Copy each line exactly. Drop every picture.

--- START OF Given material ---

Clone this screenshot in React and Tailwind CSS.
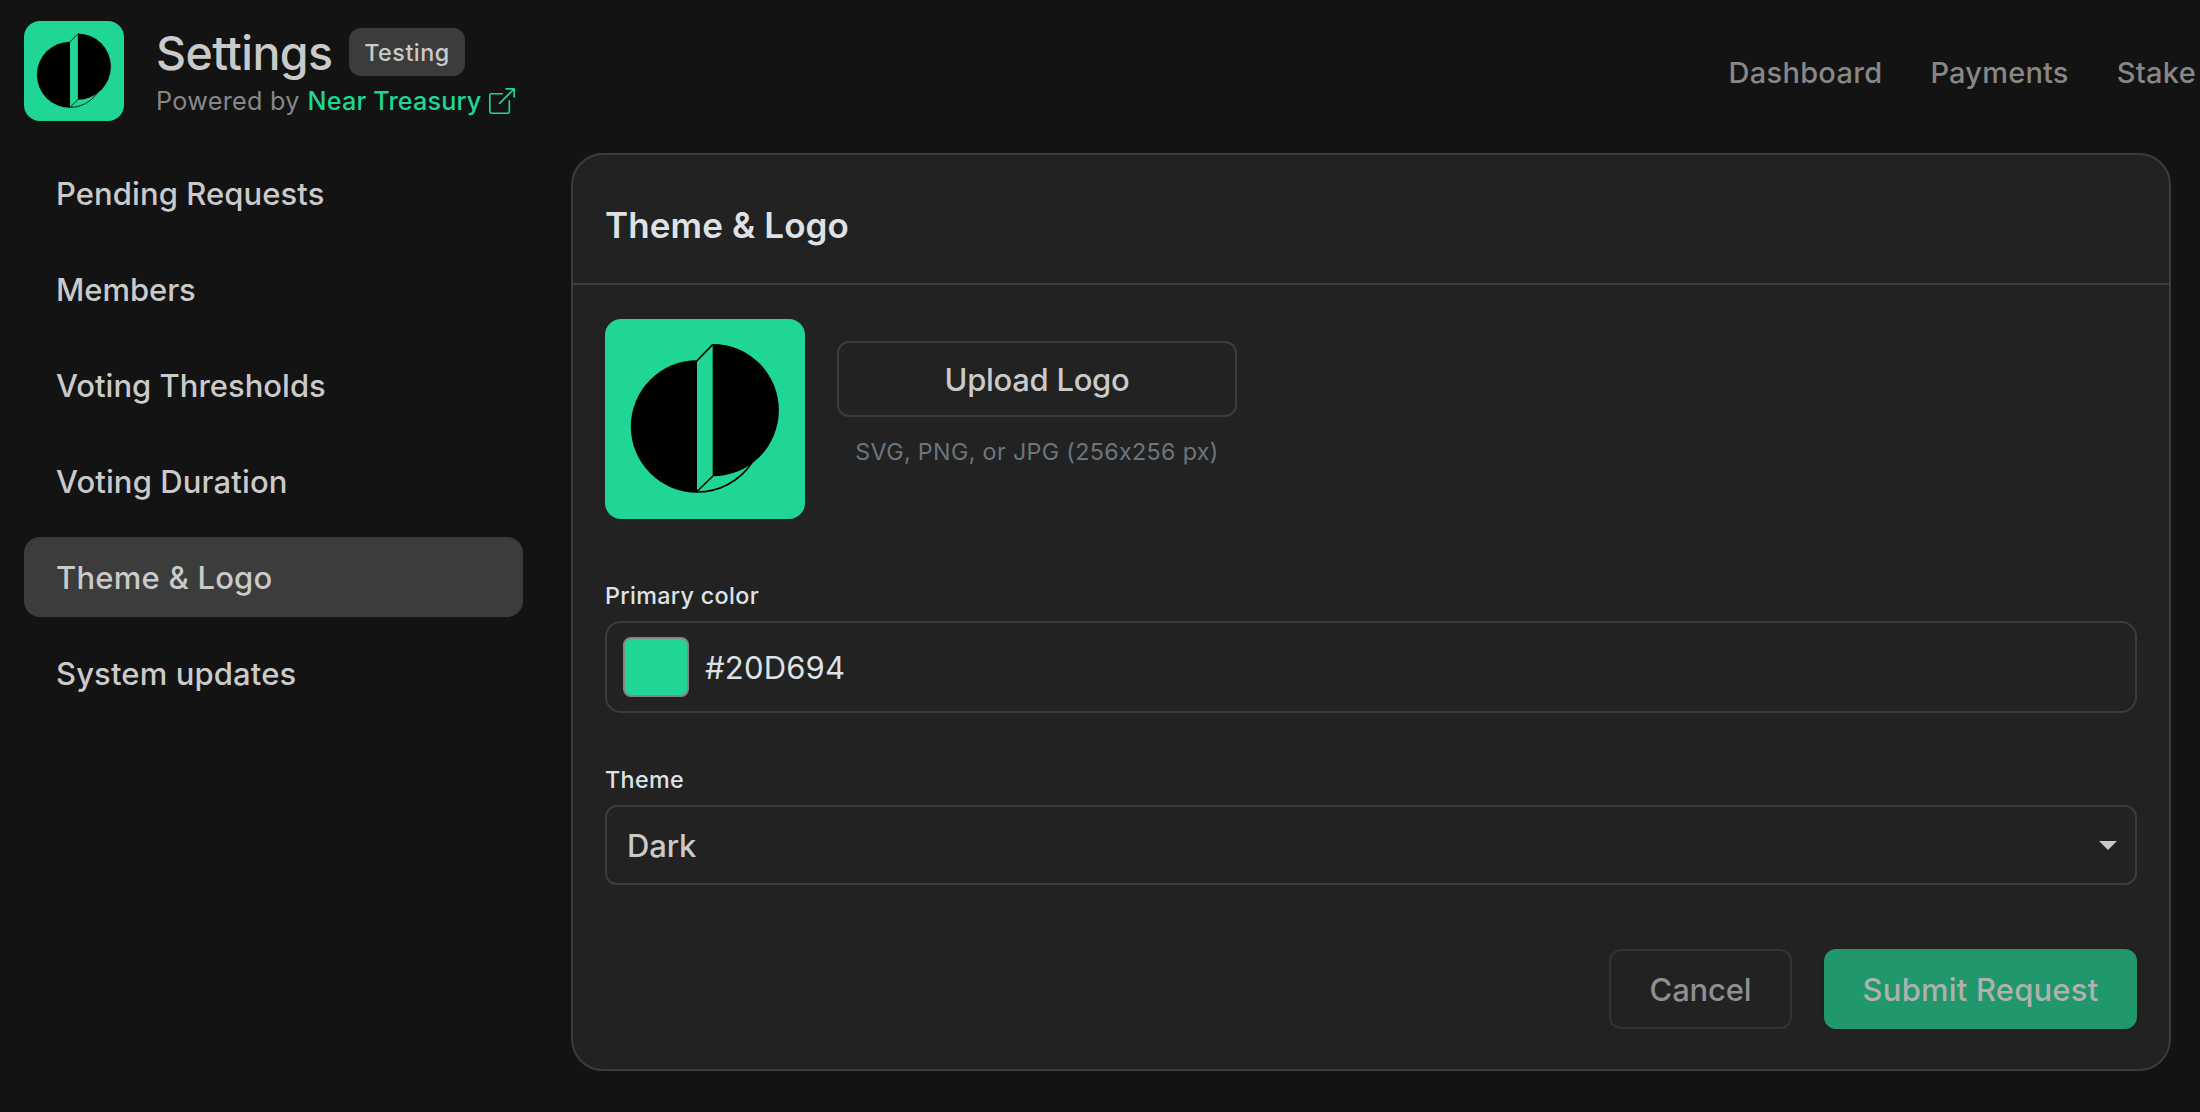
import React from "react";
import { BsBoxArrowUpRight } from "react-icons/bs";

const menu = [
  { label: "Pending Requests", tracking: "tracking-[0.08px]" },
  { label: "Members", tracking: "tracking-[-0.05px]" },
  { label: "Voting Thresholds", tracking: "tracking-normal" },
  { label: "Voting Duration", tracking: "tracking-[0.12px]" },
  { label: "Theme & Logo", tracking: "tracking-[0.22px]", active: true },
  { label: "System updates", tracking: "tracking-[0.13px]" },
];

function Logo({ className }) {
  return (
    <div className={`shrink-0 overflow-hidden rounded-2xl bg-[#20d694] ${className}`}>
      <svg viewBox="0 0 200 200" className="block h-full w-full">
        <path d="M92 41.3A66.2 66.2 0 0 0 92 173.7Z" fill="#000" />
        <path d="M107.7 25A66.15 66.15 0 0 1 107.7 157.3Z" fill="#000" />
        <g fill="none" stroke="#000" strokeWidth="1.6">
          <path d="M91.5 42.2L107.9 25.4" />
          <path d="M92 172.5L107.9 157" />
          <path d="M91 173A65.6 65.6 0 0 0 147 143.5" />
        </g>
      </svg>
    </div>
  );
}

function Header() {
  return (
    <header className="flex h-[153px] items-start justify-between pl-6 pr-1 pt-[21px]">
      <div className="flex gap-8">
        <Logo className="h-[100px] w-[100px]" />
        <div>
          <div className="flex h-[62px] items-center gap-4">
            <h1 className="w-[177px] whitespace-nowrap pt-0.5 text-[46.5px] font-medium leading-[60px] tracking-[-0.6px] text-[#cacaca]">
              Settings
            </h1>
            <span className="flex h-12 w-[116px] items-center justify-center rounded-xl bg-[#3c3c3c] pt-0.5 text-[23.3px] font-medium leading-none tracking-[0.53px] text-[#cacaca]">
              Testing
            </span>
          </div>
          <div className="flex h-[35px] items-center gap-2 text-[25.2px] leading-[35px]">
            <span className="w-[143.5px] whitespace-nowrap pt-0.5 tracking-[0.3px] text-[#878787]">Powered by</span>
            <a className="flex items-center gap-[7px] font-medium tracking-[0.17px] text-[#20d694]">
              <span className="pt-0.5">Near Treasury</span>
              <BsBoxArrowUpRight className="h-[26px] w-[26px]" />
            </a>
          </div>
        </div>
      </div>
      <nav className="flex gap-12 pt-8 text-[29px] font-medium leading-10 text-[#878787]">
        <a className="tracking-[0.3px]">Dashboard</a>
        <a className="tracking-[0.2px]">Payments</a>
        <a className="tracking-[0.3px]">Stake</a>
      </nav>
    </header>
  );
}

function Sidebar() {
  return (
    <aside className="flex w-[499px] shrink-0 flex-col gap-4">
      {menu.map((m) => (
        <a
          key={m.label}
          className={`flex h-20 items-center rounded-2xl pl-8 pt-0.5 text-[31px] font-medium text-[#cacaca] ${m.tracking} ${m.active ? "bg-[#3c3c3c]" : ""}`}
        >
          {m.label}
        </a>
      ))}
    </aside>
  );
}

function Label({ children }) {
  return (
    <div className="mb-[7px] h-9 pt-px text-[23.3px] font-medium leading-9 tracking-[0.35px] text-[#dee2e6] box-content">
      {children}
    </div>
  );
}

export default function App() {
  return (
    <div className="h-[1112px] w-[2200px] overflow-hidden bg-[#131313] font-['Inter',sans-serif]">
      <Header />
      <div className="flex items-start gap-12 pl-6">
        <Sidebar />
        <main className="w-[1600px] rounded-[32px] border-2 border-[#3c3c3c] bg-[#222222]">
          <div className="flex h-[130px] items-center border-b-2 border-[#3c3c3c] px-8 pt-3">
            <h2 className="text-[35px] font-semibold tracking-[0.12px] text-[#dee2e6]">Theme &amp; Logo</h2>
          </div>
          <div className="px-8 pb-10 pt-[34px]">
            <div className="flex gap-8">
              <Logo className="h-[200px] w-[200px]" />
              <div className="w-[400px] pt-[22px]">
                <button className="flex h-[76px] w-full items-center justify-center rounded-xl border-2 border-[#3c3c3c] pt-[3px] text-[31px] font-medium tracking-[-0.29px] text-[#cacaca]">
                  Upload Logo
                </button>
                <p className="mt-[17px] whitespace-nowrap text-center text-[23.3px] leading-9 tracking-[0.33px] text-[#6c757d]">
                  SVG, PNG, or JPG (256x256 px)
                </p>
              </div>
            </div>

            <div className="mt-[58px]">
              <Label>Primary color</Label>
              <div className="flex h-[92px] items-center gap-4 rounded-2xl border-2 border-[#3c3c3c] px-4">
                <span className="h-[60px] w-[66px] rounded-lg border-2 border-[#858585] bg-[#20d694]" />
                <span className="pt-0.5 text-[31px] tracking-[0.18px] text-[#dee2e6]">#20D694</span>
              </div>
            </div>

            <div className="mt-12">
              <Label>Theme</Label>
              <div className="flex h-20 items-center justify-between rounded-xl border-2 border-[#3c3c3c] pl-5 pr-[18px]">
                <span className="pt-[3px] text-[31px] font-medium tracking-[-0.15px] text-[#cacaca]">Dark</span>
                <svg viewBox="0 0 18 9" className="h-[9px] w-[18px]">
                  <path d="M0 0H18L9 9Z" fill="#cacaca" />
                </svg>
              </div>
            </div>

            <div className="mt-16 flex justify-end gap-8 text-[31px] font-medium">
              <button className="h-20 w-[183px] rounded-xl border-2 border-[#333333] pt-0.5 tracking-[-0.18px] text-[#8f8f8f]">
                Cancel
              </button>
              <button className="h-20 w-[313px] rounded-xl bg-[#21976c] pt-0.5 tracking-[0.19px] text-[#b0b0b0] shadow-sm">
                Submit Request
              </button>
            </div>
          </div>
        </main>
      </div>
    </div>
  );
}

--- END OF Given material ---

§ **Finished exercise**:
Clone this screenshot in React and Tailwind CSS.
import React from "react";
import { BsBoxArrowUpRight } from "react-icons/bs";

const menu = [
  { label: "Pending Requests", tracking: "tracking-[0.08px]" },
  { label: "Members", tracking: "tracking-[-0.05px]" },
  { label: "Voting Thresholds", tracking: "tracking-normal" },
  { label: "Voting Duration", tracking: "tracking-[0.12px]" },
  { label: "Theme & Logo", tracking: "tracking-[0.22px]", active: true },
  { label: "System updates", tracking: "tracking-[0.13px]" },
];

function Logo({ className }) {
  return (
    <div className={`shrink-0 overflow-hidden rounded-2xl bg-[#20d694] ${className}`}>
      <svg viewBox="0 0 200 200" className="block h-full w-full">
        <path d="M92 41.3A66.2 66.2 0 0 0 92 173.7Z" fill="#000" />
        <path d="M107.7 25A66.15 66.15 0 0 1 107.7 157.3Z" fill="#000" />
        <g fill="none" stroke="#000" strokeWidth="1.6">
          <path d="M91.5 42.2L107.9 25.4" />
          <path d="M92 172.5L107.9 157" />
          <path d="M91 173A65.6 65.6 0 0 0 147 143.5" />
        </g>
      </svg>
    </div>
  );
}

function Header() {
  return (
    <header className="flex h-[153px] items-start justify-between pl-6 pr-1 pt-[21px]">
      <div className="flex gap-8">
        <Logo className="h-[100px] w-[100px]" />
        <div>
          <div className="flex h-[62px] items-center gap-4">
            <h1 className="w-[177px] whitespace-nowrap pt-0.5 text-[46.5px] font-medium leading-[60px] tracking-[-0.6px] text-[#cacaca]">
              Settings
            </h1>
            <span className="flex h-12 w-[116px] items-center justify-center rounded-xl bg-[#3c3c3c] pt-0.5 text-[23.3px] font-medium leading-none tracking-[0.53px] text-[#cacaca]">
              Testing
            </span>
          </div>
          <div className="flex h-[35px] items-center gap-2 text-[25.2px] leading-[35px]">
            <span className="w-[143.5px] whitespace-nowrap pt-0.5 tracking-[0.3px] text-[#878787]">Powered by</span>
            <a className="flex items-center gap-[7px] font-medium tracking-[0.17px] text-[#20d694]">
              <span className="pt-0.5">Near Treasury</span>
              <BsBoxArrowUpRight className="h-[26px] w-[26px]" />
            </a>
          </div>
        </div>
      </div>
      <nav className="flex gap-12 pt-8 text-[29px] font-medium leading-10 text-[#878787]">
        <a className="tracking-[0.3px]">Dashboard</a>
        <a className="tracking-[0.2px]">Payments</a>
        <a className="tracking-[0.3px]">Stake</a>
      </nav>
    </header>
  );
}

function Sidebar() {
  return (
    <aside className="flex w-[499px] shrink-0 flex-col gap-4">
      {menu.map((m) => (
        <a
          key={m.label}
          className={`flex h-20 items-center rounded-2xl pl-8 pt-0.5 text-[31px] font-medium text-[#cacaca] ${m.tracking} ${m.active ? "bg-[#3c3c3c]" : ""}`}
        >
          {m.label}
        </a>
      ))}
    </aside>
  );
}

function Label({ children }) {
  return (
    <div className="mb-[7px] h-9 pt-px text-[23.3px] font-medium leading-9 tracking-[0.35px] text-[#dee2e6] box-content">
      {children}
    </div>
  );
}

export default function App() {
  return (
    <div className="h-[1112px] w-[2200px] overflow-hidden bg-[#131313] font-['Inter',sans-serif]">
      <Header />
      <div className="flex items-start gap-12 pl-6">
        <Sidebar />
        <main className="w-[1600px] rounded-[32px] border-2 border-[#3c3c3c] bg-[#222222]">
          <div className="flex h-[130px] items-center border-b-2 border-[#3c3c3c] px-8 pt-3">
            <h2 className="text-[35px] font-semibold tracking-[0.12px] text-[#dee2e6]">Theme &amp; Logo</h2>
          </div>
          <div className="px-8 pb-10 pt-[34px]">
            <div className="flex gap-8">
              <Logo className="h-[200px] w-[200px]" />
              <div className="w-[400px] pt-[22px]">
                <button className="flex h-[76px] w-full items-center justify-center rounded-xl border-2 border-[#3c3c3c] pt-[3px] text-[31px] font-medium tracking-[-0.29px] text-[#cacaca]">
                  Upload Logo
                </button>
                <p className="mt-[17px] whitespace-nowrap text-center text-[23.3px] leading-9 tracking-[0.33px] text-[#6c757d]">
                  SVG, PNG, or JPG (256x256 px)
                </p>
              </div>
            </div>

            <div className="mt-[58px]">
              <Label>Primary color</Label>
              <div className="flex h-[92px] items-center gap-4 rounded-2xl border-2 border-[#3c3c3c] px-4">
                <span className="h-[60px] w-[66px] rounded-lg border-2 border-[#858585] bg-[#20d694]" />
                <span className="pt-0.5 text-[31px] tracking-[0.18px] text-[#dee2e6]">#20D694</span>
              </div>
            </div>

            <div className="mt-12">
              <Label>Theme</Label>
              <div className="flex h-20 items-center justify-between rounded-xl border-2 border-[#3c3c3c] pl-5 pr-[18px]">
                <span className="pt-[3px] text-[31px] font-medium tracking-[-0.15px] text-[#cacaca]">Dark</span>
                <svg viewBox="0 0 18 9" className="h-[9px] w-[18px]">
                  <path d="M0 0H18L9 9Z" fill="#cacaca" />
                </svg>
              </div>
            </div>

            <div className="mt-16 flex justify-end gap-8 text-[31px] font-medium">
              <button className="h-20 w-[183px] rounded-xl border-2 border-[#333333] pt-0.5 tracking-[-0.18px] text-[#8f8f8f]">
                Cancel
              </button>
              <button className="h-20 w-[313px] rounded-xl bg-[#21976c] pt-0.5 tracking-[0.19px] text-[#b0b0b0] shadow-sm">
                Submit Request
              </button>
            </div>
          </div>
        </main>
      </div>
    </div>
  );
}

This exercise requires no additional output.